Ryan Burkitt wrote: Are culms the soft new shoots that pop up in the spring?
"A culm is the aerial (above-ground) stem of a grass or sedge." So I usually call the "shoots" just that until they're above the height that the bunnies, deer and geese tend to chew on them.
Bamboo culms (hollow stalks) grow to their maximum height the first season. Their side branches may continue to grow higher later, but the actual length of the central core won't change, and if something stops it at any spot in that initial grow period, that will be its final height.
So that initial growth from shoot to full sized culm happens quickly over a short period. This is why the plant needs to have good energy stores to do so. The better those stores, the more and larger culms you will get. This is why it may be challenged when a small part is transplanted. I have successfully transplanted my bamboo, but some of it has taken a long time to get going.

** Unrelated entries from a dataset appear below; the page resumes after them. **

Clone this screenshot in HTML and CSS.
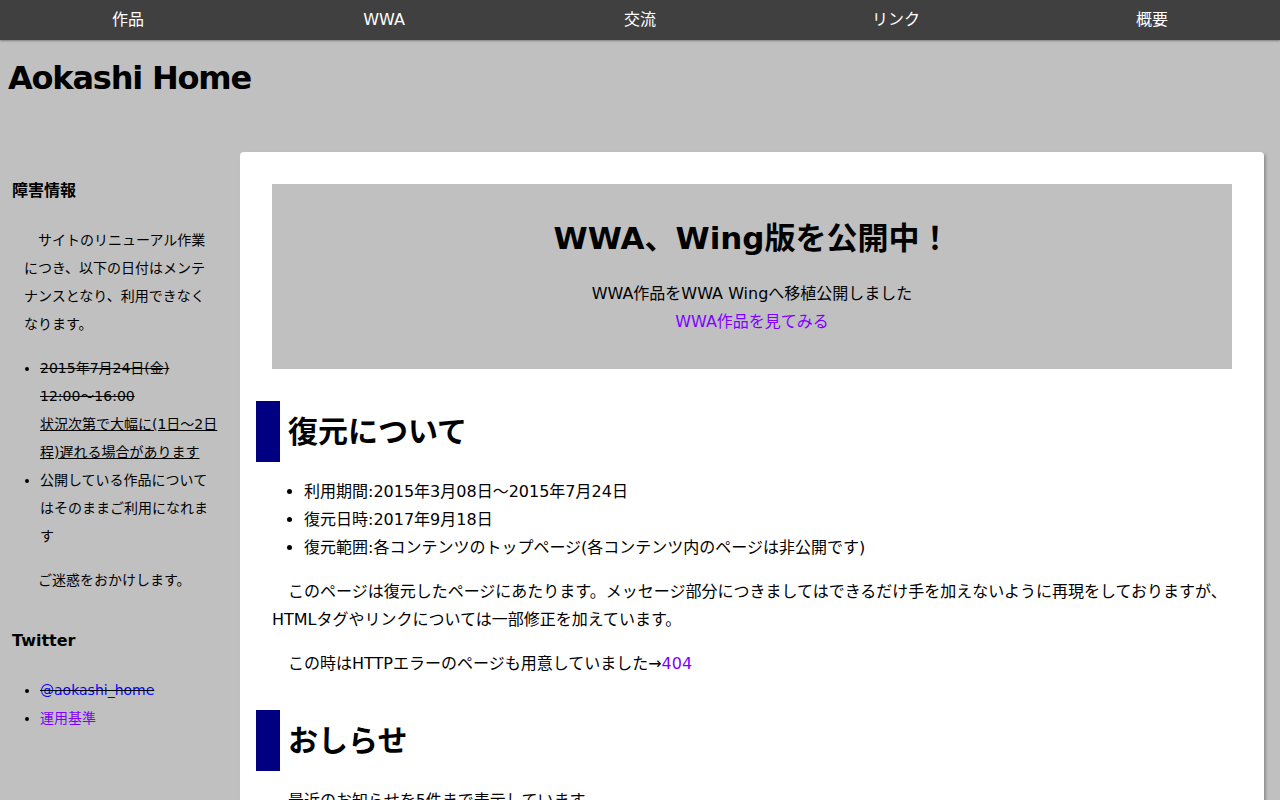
FILE: index.html
```html
<!DOCTYPE html>
<html lang="ja">
<head>
<meta charset="utf-8">
<title>Aokashi Home</title>
<link rel="stylesheet" href="styles.css">
</head>
<body>
<nav class="topnav">
  <a class="topnav-item" href="#">作品</a>
  <a class="topnav-item" href="#">WWA</a>
  <a class="topnav-item" href="#">交流</a>
  <a class="topnav-item" href="#">リンク</a>
  <a class="topnav-item" href="#">概要</a>
</nav>
<header class="site-header">
  <h1 class="site-title">Aokashi Home</h1>
</header>
<div class="layout">
  <aside class="sidebar">
    <section class="side-section">
      <h3 class="side-title">障害情報</h3>
      <p class="side-text">サイトのリニューアル作業につき、以下の日付はメンテナンスとなり、利用できなくなります。</p>
      <ul class="side-list">
        <li><del>2015年7月24日(金)<br>12:00～16:00</del><br><ins>状況次第で大幅に(1日～2日程)遅れる場合があります</ins></li>
        <li>公開している作品についてはそのままご利用になれます</li>
      </ul>
      <p class="side-text">ご迷惑をおかけします。</p>
    </section>
    <section class="side-section">
      <h3 class="side-title">Twitter</h3>
      <ul class="side-list">
        <li><del><a class="link" href="#">@aokashi_home</a></del></li>
        <li><a class="link visited" href="#">運用基準</a></li>
      </ul>
    </section>
  </aside>
  <main class="card">
    <div class="banner">
      <h2 class="banner-title">WWA、Wing版を公開中！</h2>
      <p class="banner-text">WWA作品をWWA Wingへ移植公開しました<br><a class="link visited" href="#">WWA作品を見てみる</a></p>
    </div>
    <h2 class="section-title">復元について</h2>
    <ul class="main-list">
      <li>利用期間:2015年3月08日～2015年7月24日</li>
      <li>復元日時:2017年9月18日</li>
      <li>復元範囲:各コンテンツのトップページ(各コンテンツ内のページは非公開です)</li>
    </ul>
    <p class="main-text">このページは復元したページにあたります。メッセージ部分につきましてはできるだけ手を加えないように再現をしておりますが、HTMLタグやリンクについては一部修正を加えています。</p>
    <p class="main-text">この時はHTTPエラーのページも用意していました→<a class="link visited" href="#">404</a></p>
    <h2 class="section-title">おしらせ</h2>
    <p class="main-text">最近のお知らせを5件まで表示しています。</p>
    <ul class="main-list">
      <li>2015年7月24日 サイトのリニューアルを行いました</li>
      <li>2015年7月20日 WWA作品を更新しました</li>
      <li>2015年7月10日 リンクを追加しました</li>
    </ul>
  </main>
</div>
</body>
</html>
```

FILE: styles.css
```css
html, body {
  margin: 0;
  padding: 0;
}

body {
  background: #c0c0c0;
  color: #000;
  font-family: "DejaVu Sans", "Noto Sans CJK JP", sans-serif;
  font-size: 16px;
  line-height: 28px;
}

.topnav {
  display: flex;
  height: 40px;
  background: #404040;
  box-shadow: 0 1px 2px rgba(0, 0, 0, 0.35);
}

.topnav-item {
  flex: 1;
  text-align: center;
  color: #fff;
  text-decoration: none;
  line-height: 39px;
  font-size: 16px;
}

.site-header {
  height: 112px;
  box-sizing: border-box;
  padding: 14px 8px 0;
}

.site-title {
  margin: 0;
  font-size: 32px;
  line-height: 48px;
  font-weight: bold;
  letter-spacing: -1.2px;
}

.layout {
  display: flex;
  align-items: flex-start;
  padding-right: 16px;
}

.sidebar {
  flex: 0 0 240px;
  box-sizing: border-box;
  padding: 25px 12px 24px;
  font-size: 14px;
  line-height: 28px;
}

.side-section > :last-child {
  margin-bottom: 0;
}

.side-section + .side-section {
  margin-top: 33px;
}

.side-title {
  margin: 0 0 21px;
  font-size: 16px;
  line-height: 28px;
  font-weight: bold;
}

.side-text {
  margin: 0 12px 16px;
  text-indent: 1em;
}

.side-list {
  margin: 16px 8px 16px 0;
  padding-left: 28px;
}

.side-list del {
  text-decoration: line-through;
}

.side-list ins {
  text-decoration: underline;
}

.link {
  color: #0000ff;
  text-decoration: none;
}

.link.visited {
  color: #8000ff;
}

.card {
  flex: 1;
  background: #fff;
  border-radius: 4px;
  box-shadow: 2px 2px 3px rgba(0, 0, 0, 0.25);
  padding: 32px;
  min-height: 800px;
}

.banner {
  background: #c0c0c0;
  padding: 16px;
  text-align: center;
}

.banner-title {
  margin: 14px 0 18px;
  font-size: 31px;
  line-height: 48px;
  font-weight: bold;
}

.banner-text {
  margin: 0 0 17px;
}

.section-title {
  margin: 32px 0 16px -16px;
  padding: 8px 0 8px 8px;
  border-left: 24px solid #000080;
  font-size: 30px;
  line-height: 45px;
  font-weight: bold;
}

.main-list {
  margin: 16px 0;
  padding-left: 32px;
}

.main-text {
  margin: 16px 0;
  text-indent: 1em;
}
```
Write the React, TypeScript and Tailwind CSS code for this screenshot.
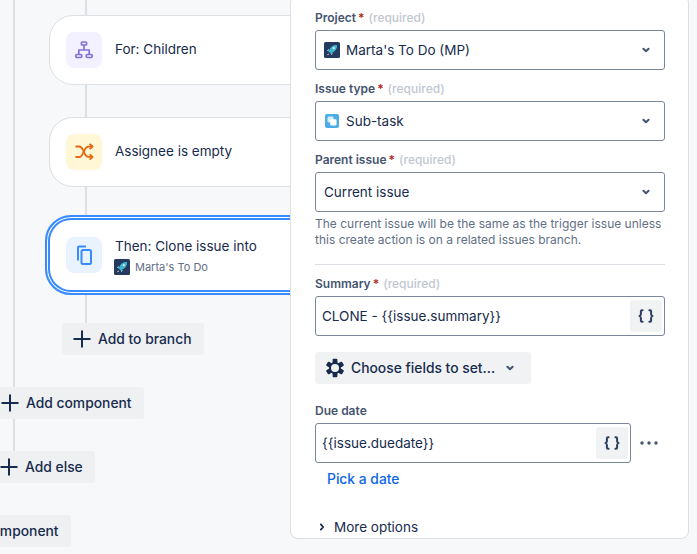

So if you're transplanting, if you shorten the vertical height, you're removing the plant's ability to make sugar and limiting its height until it can produce new shoots to grow into new culms.
I consider myself an amateur at this stuff, but I have had some success with transplanting P. dulcis and P. nigra. My P. nigra has been blooming, but I have not seen any actual seeds forming. It may need a cross pollinator, or I may not know what I'm looking at, but so far my main plant and my potted version are still alive. Blooming normally kills the mother plant, but I have read of exceptions.